WebOS Touchstone - Now and Future

February 15, 2011
5 min. read

When the Palm Pre was released, Palm also sold a unique inductive charger called the Touchstone. Inductive charging isn’t new, by any means. Electric toothbrushes and many other devices have used them in the past. This was a first for cell phones, I believe.

When I purchased my Pre and eventually many Touchstones, I didn’t have a good oscilloscope to play around with the signals. Now I do. With the announcement of HP’s new phones and an expansion of the TouchStone coil functionality in the phone, I thought I would take a look.

I guess I should start will a little explanation of Touchstone charging. The charger is a base with a coil embedded in it. The phone also has a coil embedded into the back. In addition, both have magnets to align the phone and base coils together. You slide the phone onto the Touchstone and the magnets pull it to the correct spot for alignment.

A transformer is a set of two coils, used to transfer AC signals from one side to the other. They are most commonly used to reduce household voltages for use by devices (after rectification of the AC signal into DC). The transformer is the largest component in the big “wall wart plug” power supplies, supplied with so many electronic devices.
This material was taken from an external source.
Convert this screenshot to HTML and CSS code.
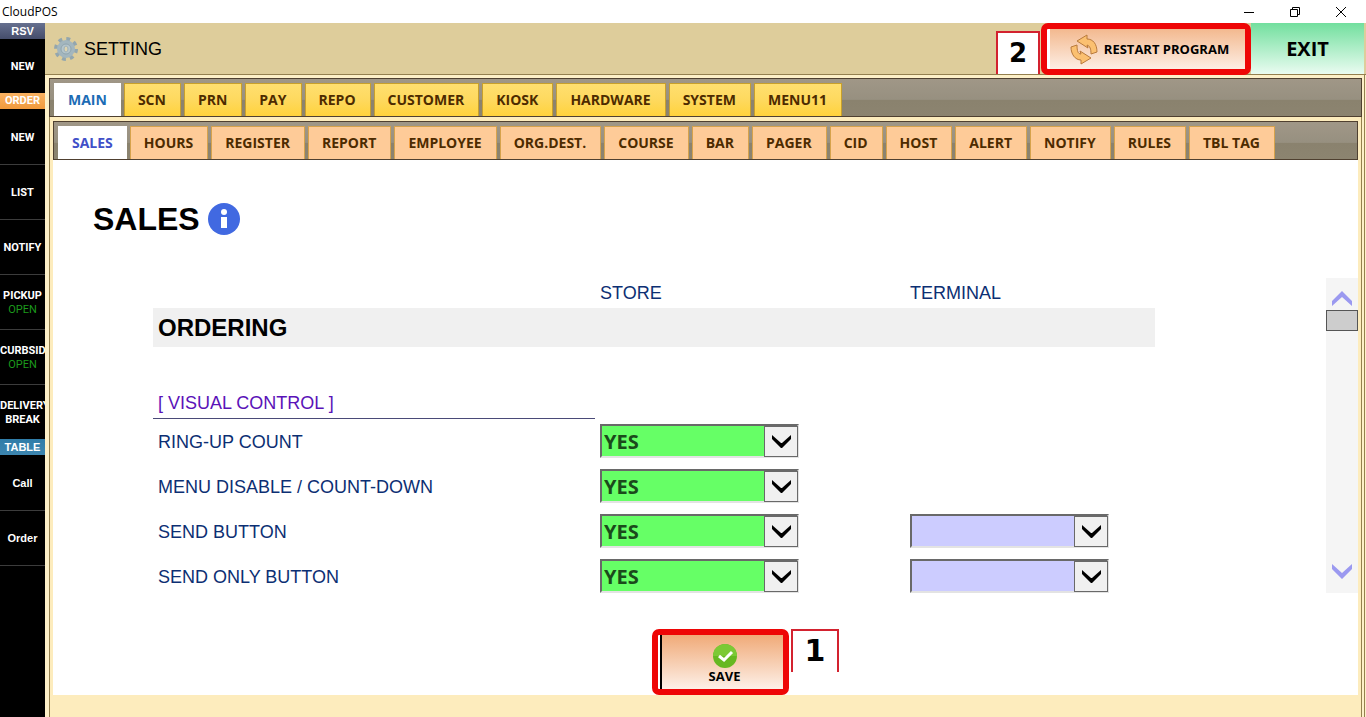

Transformers are also used for isolation. Since only a changing magnetic field can induce a current in a wire, DC cannot be passed through a transformer. This is useful when a circuit had a DC bias, along with an AC signal, and you only want the AC signal. On a computer modem, you usually see a transformer used to interface with the phone line and isolate the delicate circuitry from a line that can have fairly high voltage on it. So they can be used for signals, not just power.

The side of the transformer that provides the power is called the primary, the coil in the Touchstone in this case. The receiving coil of the transformer is the secondary, the WebOS phone’s back. Since the Touchstone is powered by 5V 1A USB plug, it has its own oscillator to make a varying signal to drive the coil. But what does this signal look like?

I used a simple two coil wire antenna around the base of my Touchstone, where it meets the Pre. This is acting as another secondary for the transformer. The voltage induced into the coil is proportional to the number of turns, so my coil has a very low voltage. However, the scope has enough sensitivity to sample the frequency and waveform characteristics of this small signal.

Screen capture of my scope displaying the waveform.

Screen capture of my scope displaying the waveform.

Displayed on the upper right is the waveform frequency, which varied between 121-123 KHz. This is a higher frequency than I expected, as I remember that losses go up in transformers with frequency. I am not a radio frequency engineer, so I am sure they figured out that this frequency is best (and/or was a location on the RF band for which they could get permission from the FCC to operate.) Without having iron cores of typical power transformers, it must be more efficient to transfer power at these higher frequencies.

The reason I started looking at this were the frequencies from the FCC report, tweeted about by @WebOSInternals. The HP Veer’s Touchstone back has a receive frequency of 118.5 KHz and a transmit frequency of 3.1 MHz.

I thought neither of these would be charging frequencies, as they both seem fairly high. I was wrong. With the analysis of the original Touchstone, it is obvious that the 118.5 KHz is the charging frequency of the new Touchstones. This is close enough in frequency that old WebOS phones will charge on new Touchstones and new WebOS phones will charge on old Touchstones. (HP’s presentation on the 9th actually showed a new device on an old Palm branded Touchstone.)

In radio antennas, there is a property call resonance. This is where the antenna is tuned such that the maximum amount of power is transferred to the antenna. Otherwise, energy is just lost in the circuitry before the antenna and the transmission power is lower than it could have been. Antennas resonate at multiples of a given frequency. So a coil antenna that is tuned to resonate at 118.5 KHz would also resonate at 26 times that frequency or 3.08 MHz. Now we know why these specific two frequencies were selected and why the Touchstone charging frequency has changed slightly.

What is unknown is if new Touchstones will use the 3.1 MHz to communicate with the new devices. It would be a method of identifying exactly which Touchstone you are on if they told the phone a unique ID. This would be a great way for the phone to have different functionality at different locations, in the new exhibition mode. What is known is that new devices communicate with each other via the 3.1 MHz frequency over each device’s Touchstone charging coil.

I can’t wait to put a new device and Touchstone on the scope and see what the data looks like.